Main dairy trade index jumps by 11.4%

Yesterday’s 11.4% rise in the Global Dairy Trade Index supported Rabobank’s prediction that the global dairy market rally will continue well into next year, driven by tightening world supply.
At GDT’s leading global auction for trading large volume dairy ingredients, this was the largest increase since the middle of August, taking the index to its highest level for over two years.
Prices increased as much as 19.8% (for whole milk powder).
Prices went up 6.5% for Skim Milk Powder, a more important commodity for the EU.
Meanwhile, tightening world supply is due mainly to milk production in the EU, the world’s top producer, falling at its quickest rate in three years.
The EU milk supply for January to August has fallen 2% behind the 2015 level.
It will fall further in the October to New Year period, after 58,000 dairy farmers from 27 EU countries (all except Greece) signed up to receive EU compensation in return for cutting their output by more than 1.07m tonnes of milk.
Milk markets are also benefiting from a further decline in New Zealand production levels in the first half of October, following the 2% decline in September, with an annual decline of around 14% in the important Waikato dairy region. This is due to unfavourable early milk season weather.
Wet weather over the past few months has also hit production in Australia, where national milk production was down 10% in September, 9% in August, and 10% in July.
It’s only in the US that milk production remains buoyant, about 1.7% ahead of 2015 year-to-date, with American dairy farmers getting €38.05 per 100kg in August, compared to the EU average of €26.19, and Fonterra’s €28.46 in New Zealand.
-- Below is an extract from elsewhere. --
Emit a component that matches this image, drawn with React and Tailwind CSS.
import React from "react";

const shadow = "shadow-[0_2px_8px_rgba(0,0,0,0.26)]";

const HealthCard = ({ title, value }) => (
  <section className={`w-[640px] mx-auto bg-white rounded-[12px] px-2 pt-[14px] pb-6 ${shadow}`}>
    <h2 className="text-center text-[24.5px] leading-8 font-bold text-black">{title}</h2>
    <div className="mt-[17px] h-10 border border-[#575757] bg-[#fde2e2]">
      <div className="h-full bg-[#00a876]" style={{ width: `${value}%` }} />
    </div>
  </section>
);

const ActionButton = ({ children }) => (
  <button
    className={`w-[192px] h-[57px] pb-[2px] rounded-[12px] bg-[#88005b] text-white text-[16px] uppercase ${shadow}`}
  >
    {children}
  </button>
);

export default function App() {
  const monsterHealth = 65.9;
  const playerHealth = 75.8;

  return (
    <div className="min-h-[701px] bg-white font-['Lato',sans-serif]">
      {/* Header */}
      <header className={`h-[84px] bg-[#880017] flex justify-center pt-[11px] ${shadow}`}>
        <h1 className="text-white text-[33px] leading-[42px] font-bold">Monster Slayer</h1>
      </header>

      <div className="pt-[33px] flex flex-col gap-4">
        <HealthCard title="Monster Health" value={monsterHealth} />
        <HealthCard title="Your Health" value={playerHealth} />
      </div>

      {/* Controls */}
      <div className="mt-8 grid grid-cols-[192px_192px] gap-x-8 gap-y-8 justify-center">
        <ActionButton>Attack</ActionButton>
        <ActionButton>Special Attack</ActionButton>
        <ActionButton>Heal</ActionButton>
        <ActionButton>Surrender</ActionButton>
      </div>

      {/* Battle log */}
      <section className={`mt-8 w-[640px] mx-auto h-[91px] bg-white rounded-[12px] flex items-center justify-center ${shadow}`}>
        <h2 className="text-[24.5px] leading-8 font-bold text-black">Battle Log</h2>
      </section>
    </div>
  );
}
September output in the US was up 2.3%, and the national herd grew by 21,000 cows in the June to September 16 quarter, when compared to last year.
An expected 2016-17 global grain glut, including record US maize production,will keep milk production costs low in the US.
Elsewhere, low milk prices in China, and import competition, have left the national herd shrinking. Over the last year, China’s dairy herd has fallen by 12%.
In South America too, supplies have collapsed. Compared to last year, 2016 output is running 11.3% down in Argentina, and 6.37% down in Brazil.
The Russian dairy herd has hit an all time low, according to the US Department of Agriculture.
Russian milk production is forecast to fall 0.5%, to an all-time low of 30.195m tonnes in 2017. Increased use of vegetable oil substitutes by processors is disincentivising investments in Russian dairy output. EU liquid milk sales have increased to Russian surrogate Belarus, the main milk seller into the Russian market.
Sanctions against EU dairy imports remain in place.
Within the EU, milk production continues to increase only in the Netherlands, with farmers preparing for new phosphates limitations to production, expected next year.
In September, Irish milk supplies started to fall back below year-earlier levels (by 3.5%), joining the downward trend in France, Germany, the UK (now running at about 8.2% behind 2015), and Poland.